La consommation américaine peut compter sur la progression du revenu disponible réel des ménages américains, +9 % depuis 2019, contre +2 % dans la zone euro. Les Européens dont le niveau de confiance dans l’avenir est faible ont une forte propension à l’épargne, plus de 15 % de leur revenu disponible brut conter moins de 8 % aux Etats-Unis.

La préférence donnée à la consommation aux Etats-Unis a pour conséquence un déficit élevé de la balance des paiements courants, 5 % du PIB en 2024, contre un excédent de 2 points de PIB pour la zone euro. Donald Trump entend réduire ce déficit grâce à ses droits de douane au risque de pénaliser la consommation et la croissance américaine.

Les inégalités le revers de la médaille américaine

Les inégalités de revenus et la pauvreté sont nettement plus fortes aux Etats-Unis que dans la zone euro. Pour cette dernière, les inégalités avant redistribution sont fortement corrigées par les prestations et le système fiscal. Les dépenses sociales y atteignent en moyenne près de 30 % du PIB, plus de 34 % en France, contre 24 % aux Etats-Unis. Les inégalités de revenus et de patrimoines se sont fortement accrues Outre-Atlantique quand elles sont relativement stables en Europe. Pour autant, ces dernières années, le salaire réel moyen américain a progressé aux Etats-Unis quand il a régressé en Europe.
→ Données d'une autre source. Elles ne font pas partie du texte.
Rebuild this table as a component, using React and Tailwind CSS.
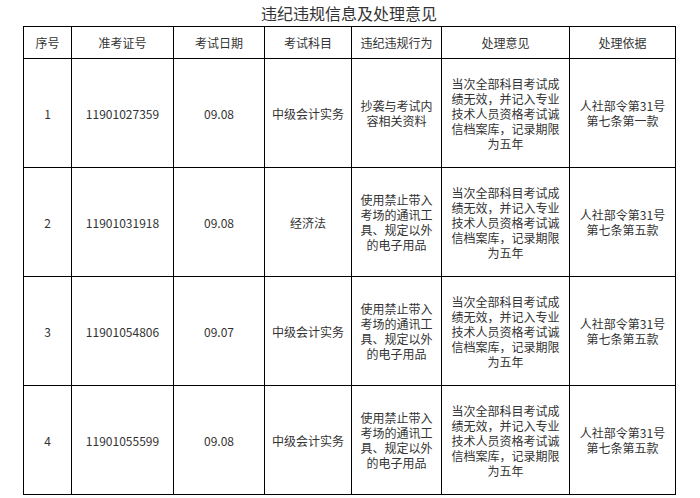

France : à la recherche de la productivité perdue

La croissance du PIB repose sur plusieurs facteurs : la hausse de la population en âge de travailler, la hausse du taux d’emploi, la progression de la productivité et le volume de capital.

Depuis 2019, en France, la population active stagne et elle devrait reculer d’ici 2035 surtout en cas de freinage de l’immigration. Entre le 2e trimestre 2019 et le 2e trimestre 2025, la productivité a reculé de 2 %. Depuis 2010, elle n’a progressé que de 5 %.

Avec un investissement en recul, le facteur « capital » joue plutôt contre la croissance. Celle-ci n’a été portée, ces dernières années, que par l’amélioration du taux d’emploi. De 2019 à 2025, le taux d’emploi des 15/24 ans est passé en France de 31 à 35 % et celui des 55/64 ans de 55 à 61 %. Sur la même période, le taux d’emploi des 15.64 ans est passé de 67 à 69 %.

La hausse du taux des jeunes est imputable à la progression de l’apprentissage. Le nombre d’apprentis est passé de 300 000 à un million entre 2017 et 2024 avec en contrepartie un coût élevé pour les finances publiques 6 milliards d’euros. Le développement de l’apprentissage a donné lieu à des effets d’aubaine. Les entreprises ont eu recours à cette solution pour diminuer leur masse salariale. De plus en plus d’étudiants de l’enseignement supérieur ont recours à l’apprentissage ce qui leur permet de percevoir un salaire et de trouver plus facilement une entreprise. Plus de 500 000 étudiants de l’enseignement supérieur étaient, en 2024 apprentis contre moins de 200 000 en 2017.

La hausse du taux a été ces cinq dernières années de 5 % soit un peu près la croissance du PIB. L’arrêt de l’amélioration du taux d’emploi se ressentira directement sur l’évolution du PIB. La diminution des aides à l’apprentissage et la suspension de la réforme des retraites auront des effets sur l’un et sur l’autre.

Avec le vieillissement de la population, de plus en plus d’actifs ont plus de 55 ans. L’âge moyen de ces derniers est passé de 40,4 à 42,1 ans lors de ces quinze dernières années. Les besoins d’emploi sont de plus en plus dans les services et notamment dans ceux relevant de la santé et l’aide à domicile. Ces secteurs sont à la recherche de salariés jeunes qui font défaut compte tenu de la démographie et de la disparition du volant de l’immigration.

Pour obtenir de la croissance, à défaut de jouer sur le facteur du travail, la France devra compenser avec des gains de productivité ce qui suppose une mobilisation de l’épargne qui s’investit en priorité aux Etats-Unis compte tenu du différentiel de rendement. L’investissement productif privé plafonne en France à 11 % du PIB, contre 13 % en Allemagne et 15 % aux États-Unis.